In reply to Gülten Akın’s “If you peel the shell, the wound deepens,” Anne Carson writes:
“A wound gives off its own light
surgeons say.
If all the lamps in the house were turned out
you could dress this wound
by what shines from it.”
At the end of The Glass Essay, she transforms her body—and ours—into a conduit.
To convey the grandeur that books create, Anne Carson bares herself in her poem; she recounts how helplessly she stripped off her clothes beside the man she parted from, how she remained completely naked and humiliated just to be with him again. What she ultimately wants to show is how Emily Brontë’s life’s voids reflect in Heathcliff. A person in love does what? They think about their beloved day and night, unable to focus elsewhere, seeing them everywhere.
“For some women, love is
like a dreamless, carefree sleep,
like a fearless slumber.-Gülten Akın”
I lie awake, endlessly thinking of Anne Carson and her writings. In a talk, she refers to Descartes: “The original of ‘Cogito ergo sum’ is ‘Dubito ergo cogito ergo sum.’ Doubt is always forgotten, never remembered.” That is, I doubt, therefore I think, therefore I am.

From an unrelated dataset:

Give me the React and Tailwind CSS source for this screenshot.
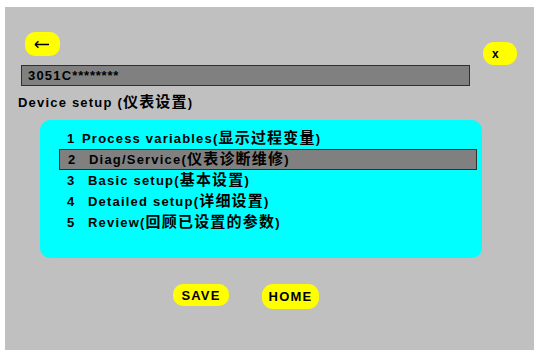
const font = { fontFamily: '"Liberation Sans", "Noto Sans CJK SC", sans-serif' }

const items = [
  { n: '1', en: 'Process variables', zh: '显示过程变量', w: 'w-[15px]' },
  { n: '2', en: 'Diag/Service', zh: '仪表诊断维修', w: 'w-[21px]', active: true },
  { n: '3', en: 'Basic setup', zh: '基本设置', w: 'w-[21px]' },
  { n: '4', en: 'Detailed setup', zh: '详细设置', w: 'w-[21px]' },
  { n: '5', en: 'Review', zh: '回顾已设置的参数', w: 'w-[21px]' },
]

export default function App() {
  return (
    <div className="w-[543px] h-[354px] bg-white pt-[7px] pl-[5px] overflow-hidden" style={font}>
      <div className="w-[529px] h-[343px] bg-[#c0c0c0] pt-[25px] text-black font-bold text-[13px] tracking-[1.2px]">
        {/* top buttons */}
        <div className="flex items-start justify-between pl-[20px] pr-[17px]">
          <button className="w-[35px] h-[24px] rounded-[10px] bg-[#ffff00] flex items-center justify-center">
            <svg width="16" height="9" viewBox="0 0 16 9" className="-ml-[2px]">
              <path d="M1 4.5H15M1 4.5L4.5 1.2M1 4.5L4.5 7.8" stroke="#000" strokeWidth="1.3" fill="none" />
            </svg>
          </button>
          <button className="mt-[10px] w-[34px] h-[23px] rounded-[11px] bg-[#ffff00] text-[12px] leading-none pl-[9px] text-left">x</button>
        </div>

        <div className="ml-[16px] w-[449px] h-[21px] border border-[#303030] bg-[#808080] pl-[6px] leading-[19px]">
          3051C<span className="tracking-[0.8px]">********</span>
        </div>

        <div className="ml-[13px] mt-[7px] leading-[18px]">
          Device setup (<span className="text-[15px]">仪表设置</span>)
        </div>

        {/* menu */}
        <div className="ml-[35px] mt-[8px] w-[442px] h-[138px] rounded-[10px] bg-[#00ffff] pt-[8px] pl-[19px] pr-[5px]">
          {items.map(it => (
            <div
              key={it.n}
              className={`flex items-center h-[21px] pl-[8px] ${it.active ? 'bg-[#808080] border border-[#303030] pl-[7px]' : ''}`}
            >
              <span className={`${it.w} shrink-0`}>{it.n}</span>
              <span>{it.en}(<span className="text-[15px]">{it.zh}</span>)</span>
            </div>
          ))}
        </div>

        {/* bottom buttons */}
        <div className="flex items-start mt-[26px] pl-[168px] gap-[33px]">
          <button className="w-[56px] h-[22px] rounded-[10px] bg-[#ffff00] leading-none">SAVE</button>
          <button className="w-[57px] h-[25px] rounded-[11px] bg-[#ffff00] leading-none">HOME</button>
        </div>
      </div>
    </div>
  )
}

Because I am in love, I repeat the phrase like a mantra for days: Dubito ergo cogito ergo sum.
One evening, we go to a dinner with friends. It is a newly opened Greek restaurant in Vienna. As I step forward to wash my hands, I see a phrase written on the wall among others: Dubito ergo cogito ergo sum. Gülten Akın, I, and Anne Carson, two lawyers and an academic, sit down together and drink uzo.